Tuesday, September 6, 2011

When I stood ... (continued from Everett's Mesa Verde)

When I stood at the bottom of Square Tower House (called Square House Tower by Everett Ruess) and looked back at the famous overlook, where most people view the site,  I couldn't help but think of Everett Ruess looking down -- feeling inspired to create what I think is one of his best block prints.

Square House Tower and Crow's Nest by Nate Thompson
 Square House Tower is the tallest of Mesa Verde National Park's ancient Puebloan (Anasazi) structures and is closed to the public. It is four stories high. Most of the floors are still intact and the walls are painted with bands of bright white and red clay.

I got a chance to see the site first hand in 2003. It was a dream come true because of my love of Everett Ruess country. However, my dream visit evolved when I saw the site's Crow's Nest.

Sitting a dozen yards up and over -- from the front of the site's tower -- the Crow's nest is wedged into a crevasse. It looks as though it will fall at any moment. Surprisingly, the archaeologist who took me to Square Tower said she actually visited the Nest and collected samples of its plastered walls.

The result of my visit that day: I fell in love with ancient Puebloan plaster. It is an integral part of Mesa Verde's "Hidden Landscape" (the unwanted name of my wife's book about Mesa Verde's development as a park). And most visitor's to this an other Puebloan sites don't or can't appreciate it.

The plastered walls Everett may have seen in Mesa Verde are probably long gone. The multi-layered painted surfaces -- some 50 layers thick in some pueblos -- are vanishing during our lifetime.

The Crow's Nest by Nate Thompson
Sometimes my wife jokes like Ronald Reagan and says "if you've seen one Pueblo, you've seen them all." Her response mocks his comment about redwoods.
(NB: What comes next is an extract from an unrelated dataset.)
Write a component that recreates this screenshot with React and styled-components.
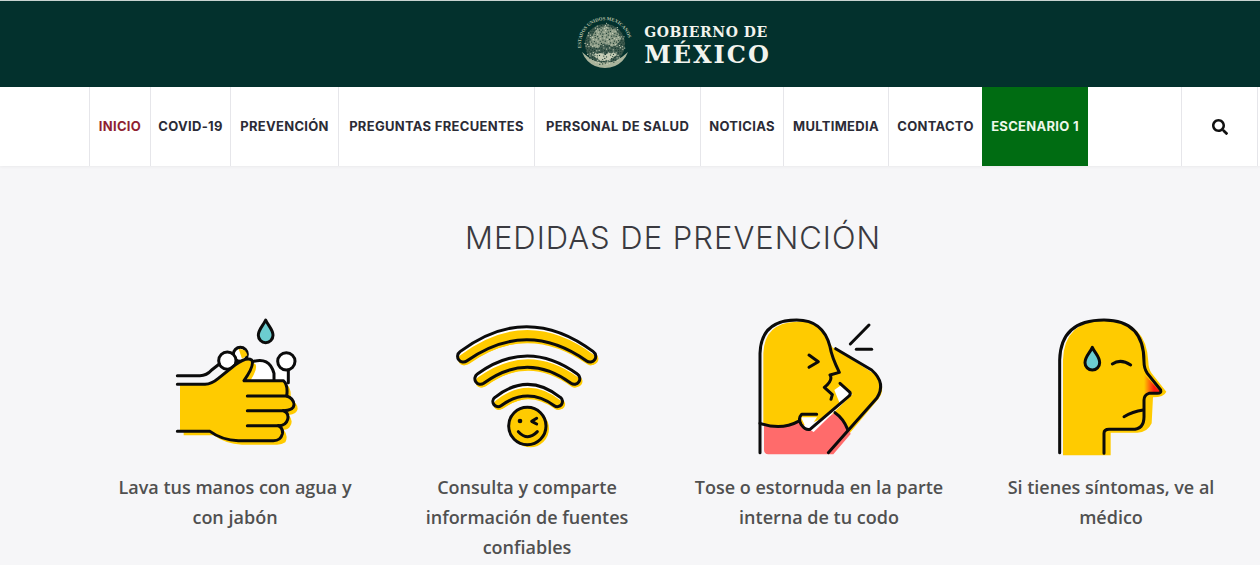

That's when I respond: "What Pueblo?" (Another Reagan joke: He made a similar statement before popping a grape in his mouth after being asked California's famous grape boycott).

What Everett Ruess do people see when they think of Square House Tower or Long House? Are there any journal entries about Everett at Mesa Verde? Surely, a CCC employee would have written something about the novelty of the stranger who stayed in their bunk house?

I proposed offering a special tour called "Everett's Mesa Verde" when I worked as a ranger at the park in 2009. I didn't push the idea very hard because one of my criticism's the books I read about Everett is that, inevitably, the books turn to telling the author's own story.